Malinconia d’infinito in Carla Nico

C’è una malinconia di fondo che lentamente prende corpo sulle ricche tele della Nico, una malinconia d’infinito che incredibilmente si evolve in colori curatissimi, vivi, con un senso di rococò nei particolari, che sono parte integrante delle figure rappresentate. Ed esse stesse finiscono per divenire immagini elaborate di donne e non il contrario; mi spiego meglio: non sono le immagini muliebri a servirsi di appendici, simili a ricami di preziosi arazzi, ma sono i ghirigori delle greche, degli arazzi che diventano figure, in qualche modo camuffate o più esattamente protette da essi.

Non cadiamo nell’abile tranello del titolo: “Donne svelate”; in realtà la loro rivelazione è soltanto il più forte e duro colpo inferto ai secoli dell’impero maschile dal pennello della pittrice; il tempo produrrà il resto. La cromia delle tele annuncia, quasi ieraticamente, la necessità di assegnare, ormai improrogabilmente, il ruolo dell’Essere Femminile, ed esso è affiancato e simile a quello dell’uomo, altra presenza fuori campo che incombe sulle tele della Nico.

Millenni di sottomissioni e di sofferenza non si cancellano in pochi anni di raggiunta parità. E la donna, pur nella sua prorompente, fresca, femminea vitalità artistica, non se la sente e non può ancora esporsi a tutto campo; remore sedimentate la premono, come pure la necessità, testimoniata dall’abile disegno, che già di per sé dona vita autonoma alle figure, di non svilire, in nome di un potere, sia pure importante, la funzione e i pregi della donna.

 Questa, secondo me, è la bellezza nuova di siffatte tele: una femminilità proposta e retratta, offerta ed occultata, in un gioco di luci e di colori incastonati come sapienti tessere di mosaico a strati sovrapposti. La donna è sempre la donna, ma ogni volta più completa, perché ogni volta la pittrice scava più in profondità dentro di sé e riporta in superficie verità/bellezze nuove. Come se da un mare carico di relitti, l’ardito sub restituisca alla vista di tutti, tesori creduti persi per sempre. Un lavoro di recupero, quindi, quello dell’artista, ma non solo. E’ necessaria una base di valori per sistemare il “prezioso” più bello, una giusta compagnia, insomma, per rivelare il proprio tesoro che è l’arte e la ricerca personali, non percorsi da altri.
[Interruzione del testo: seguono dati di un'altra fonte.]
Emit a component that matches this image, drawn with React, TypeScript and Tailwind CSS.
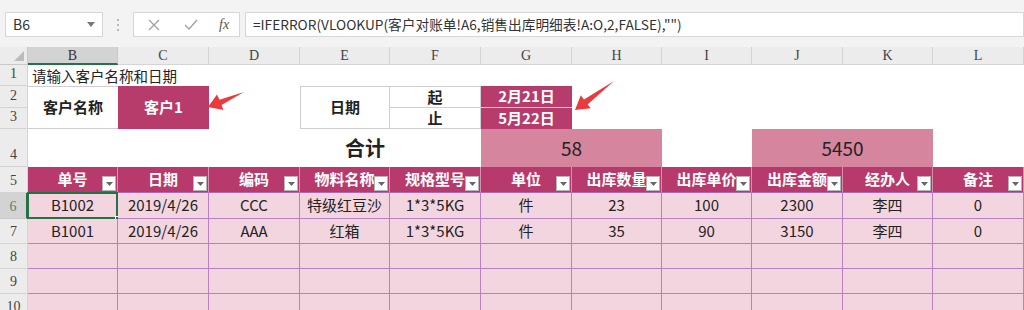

Primo, l’originalità, secondo, una strada comune che collochi l’artista nel disegno iniziato da secoli, ma che deve continuare in una logica di eventi e contenuti novelli, che arricchiscano la storia dell’arte.

L’uso della stratificazione calza a pennello (è il caso di rimanere in tema); anche la civiltà è progredita, secolo su secolo, in una sedimentazione che la sintesi della pittrice riporta ed ospita nel suo cammino.

La Nico non si compiace delle proprie verità, le restituisce alla superficie con l’abile mano che ha raggiunto il suo stile e le lascia in balia di occhi ritratti con invidiabile senso dell’Infinito. Un infinito fatto non di profondità spaziali o temporali, ma un infinito di memorie che riescono a sopravvivere, nonostante il freno della mano tenda a minimizzarle, relegandole in un gagliardo corollario. E non basta proporle nude, nella loro innocente purezza le donne, un vestito di secoli comunque le protegge e la loro sensualità è quella della mamma che allatta il suo avido bambino.